Caching a binary file in C#

12,624

Solution 1

The way to do this is to read the entire contents from the FileStream into a MemoryStream object, and then use this object for I/O later on. Both types inherit from Stream, so the usage will be effectively identical.

Here's an example:

private MemoryStream cachedStream;

public void CacheFile(string fileName)
{
    cachedStream = new MemoryStream(File.ReadAllBytes(fileName));
}

So just call the CacheFile method once when you want to cache the given file, and then anywhere else in code use cachedStream for reading. (The actual file will been closed as soon as its contents was cached.) Only thing to remember is to dispose cachedStream when you're finished with it.

Solution 2

Any modern OS has a caching system built in, so in fact whenever you interact with a file, you are interacting with an in-memory cache of the file.

Before applying custom caching, you need to ask an important question: what happens when the underlying file changes, so my cached copy becomes invalid?

You can complicate matters further if the cached copy is allowed to change, and the changes need to be saved back to the underlying file.

If the file is small, it's simpler just to use MemoryStream as suggested in another answer.

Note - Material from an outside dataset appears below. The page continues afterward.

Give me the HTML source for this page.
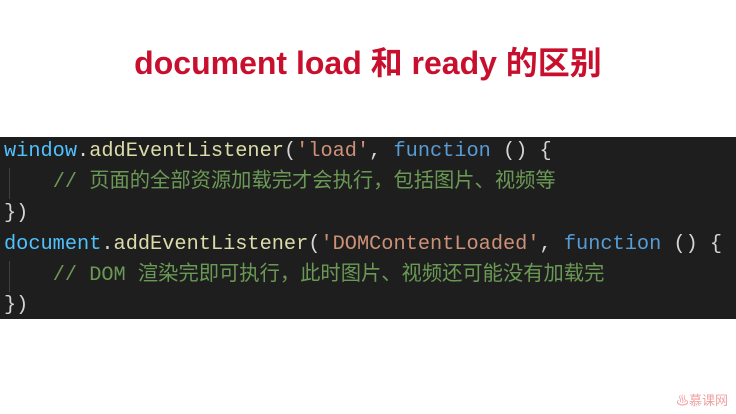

If you need to save changes back to the file, you could write a wrapper class that forwards everything on to MemoryStream, but additionally has an IsDirty property that it sets to true whenever a write operation is performed. Then you can have some management code that kicks in whenever you choose (at the end of some larger transaction?), checks for (IsDirty == true) and saves the new version to disk. This is called "lazy write" caching, as the modifications are made in memory and are not actually saved until sometime later.

If you really want to complicate matters, or you have a very large file, you could implement your own paging, where you pick a buffer size (maybe 1 MB?) and hold a small number of byte[] pages of that fixed size. This time you'd have a dirty flag for each page. You'd implement the Stream methods so they hide the details from the caller, and pull in (or discard) page buffers whenever necessary.

Finally, if you want an easier life, try:

http://www.microsoft.com/Sqlserver/2005/en/us/compact.aspx

It lets you use the same SQL engine as SQL Server but on a file, with everything happening inside your process instead of via an external RDBMS server. This will probably give you a much simpler way of querying and updating your file, and avoid the need for a lot of hand-written persistence code.

Solution 3

Well, you can of course read the file into a byte[] array and start working on it. And if you want to use a stream you can copy your FileStream into a MemoryStream and start working with it - like:

public static void CopyStream( Stream input, Stream output )
{
        var buffer = new byte[32768];
        int readBytes;
        while( ( readBytes = input.Read( buffer, 0, buffer.Length ) ) > 0 )
        {
                output.Write( buffer, 0, readBytes );
        }
}

If you are concerned about performance - well, normally the build-in mechanisms of the different file access methods should be enough.

Share:
12,624
Admin
Author by

Admin

Updated on June 26, 2022

Comments

  • Admin
    Admin almost 2 years

    Is it possible to cache a binary file in .NET and do normal file operations on cached file?

  • Noldorin
    Noldorin almost 15 years
    Isn't that what a memory-mapped file (en.wikipedia.org/wiki/Memory-mapped_file) is? Even so, I tink the OP wants to close the file handle as soon as possible.
  • Admin
    Admin almost 15 years
    file contains alot of records. it is actually maxmind country database binary file
  • Daniel Earwicker
    Daniel Earwicker almost 15 years
    Memory-mapping a file is where the OS uses a file (of your choice) to provide the virtual memory backing store for a region of the process's address space. (The page file serves this purpose for normally allocation memory.) I'm talking about the fact that the OS has disk caching that operates regardless of how you access the file. Try using grep or similar to search a few hundred MB of text files. The second time you do it, it will happen a lot faster and your hard drive won't make a sound, because it's all in memory.
  • Noldorin
    Noldorin almost 15 years
    @Earwicker: Yeah, I'm sure you're right. Nonetheless, copying the contents into a MemoryStream does seem to be the best solution here because a) it doesn't maintain a lock on the file b) I suspect it will still offer performance gains.
  • Daniel Earwicker
    Daniel Earwicker almost 15 years
    It will probably be fine - the only issue would be if we're talking about a file that has a size of a GB or two.
  • Noldorin
    Noldorin almost 15 years
    Yeah, this method does of course cease to be useful when the file size approachs that of the RAM. By that point, you should however be using a database server, so I assume this won't be an issue here.
  • Sam Holder
    Sam Holder almost 15 years
    from that can we assume that the real problem is that you are not getting the performance you would like from your queries?